The last important points to mention are the reliability and accuracy of calculations. ATI keeps the possibility to launch a range of GPUs that will be used as general calculators with several certifications to guaranty the reliability. The number of small mistakes is currently higher for general public GPUs than CPUs. They would produce one error every two days according to Stanford's team. You should know thought that these small mistakes are most of the time meaningless. Also, if ATI chose not hide the truth it means that the manufacturer studied this point in detail and knows where it is heading. If ATI releases a new range of GPUs, we can suppose that they will go thought the usual advanced tests just like the FireGL.
Current GPUs use simplified FP32 calculation units that do not always give the same result than a calculation unit fully respecting the IEEE norm. DirectX 10 GPUs will push the concept further but ATI said that they won't match the exact specifications despite being closer. The objective is of course to limit additional costs. We can however imagine that in the future, AMD will integrate units that fully respect the norm to have a product to be released with the Torrenza platform (and why not a high end GPU for which the die size is less important?).
ATI is a precursor of this new market. Now, the thing is that if NVIDIA is not far away and has an adapted infrastructure with Quadro Plex, the ageing architecture of the current GPUs strongly limits the possibilities as general calculation unit.
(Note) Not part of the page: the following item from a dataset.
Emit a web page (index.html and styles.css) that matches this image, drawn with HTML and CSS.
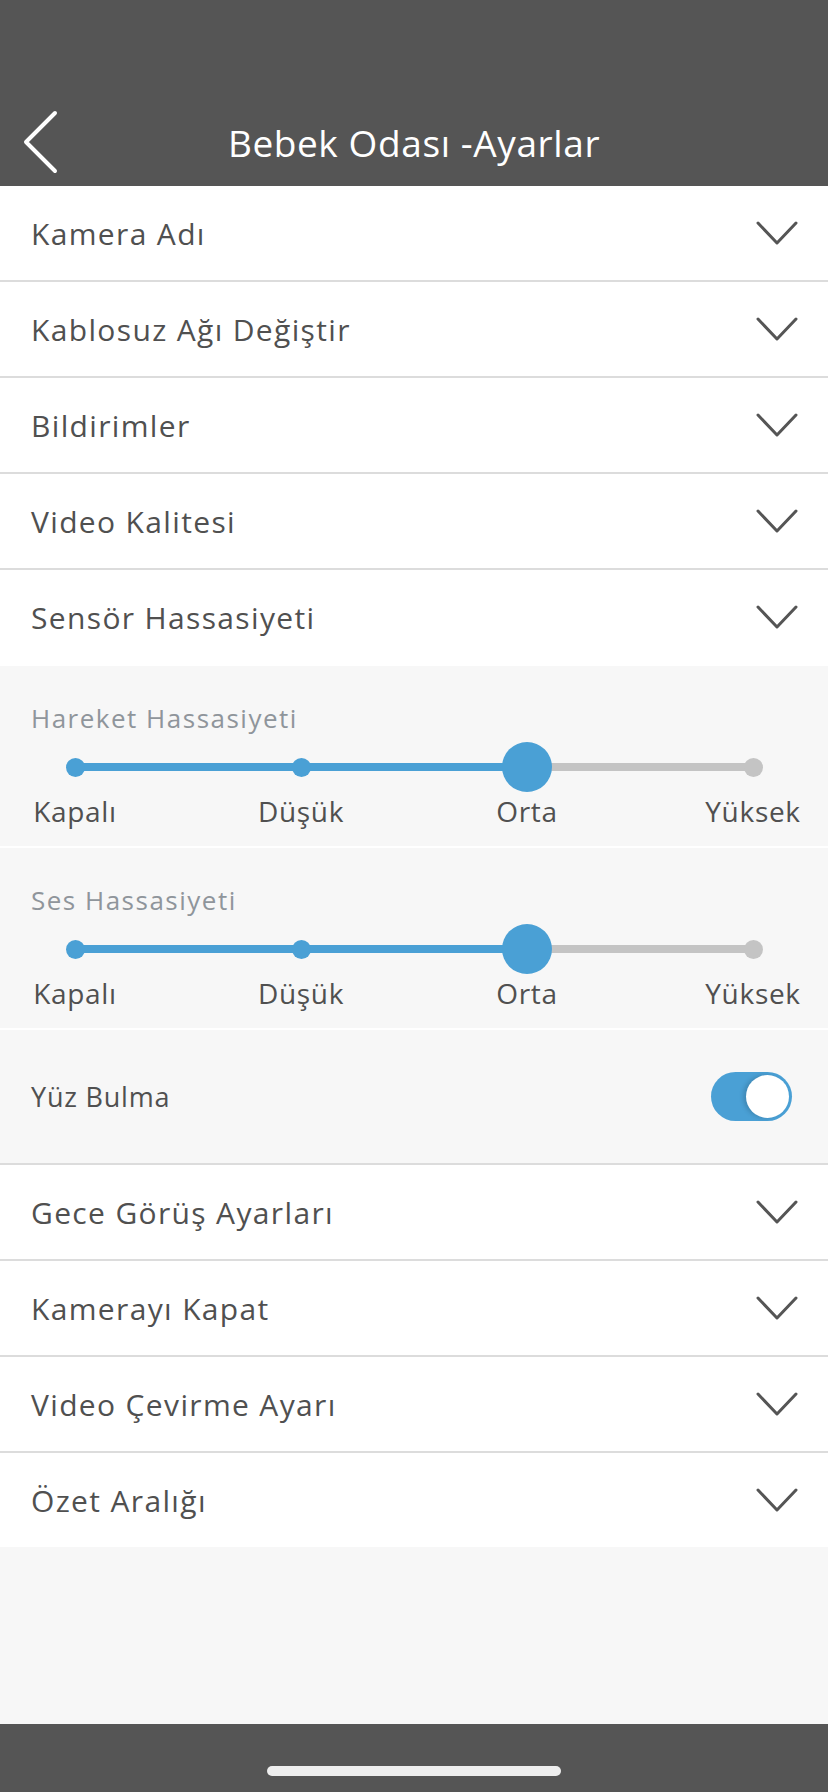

Once the G80 will be included in the Quadro Plex, Nvidia will have a product ready to be released. There is one last detail. The founder of PeakStream and current Chief Technology Officer, Matthew Papakipos is a former employee of NVIDIA and was in charge of the conception of the GeForce 3, GeForce 4, GeForce FX and GeForce 6 architecture (additionally to have worked on other GPUs since the TNT). We can imagine the tight bond between NVIDIA and PeakStream still exist even if at this date the company chose ATI who currently has the most interesting and advanced solution.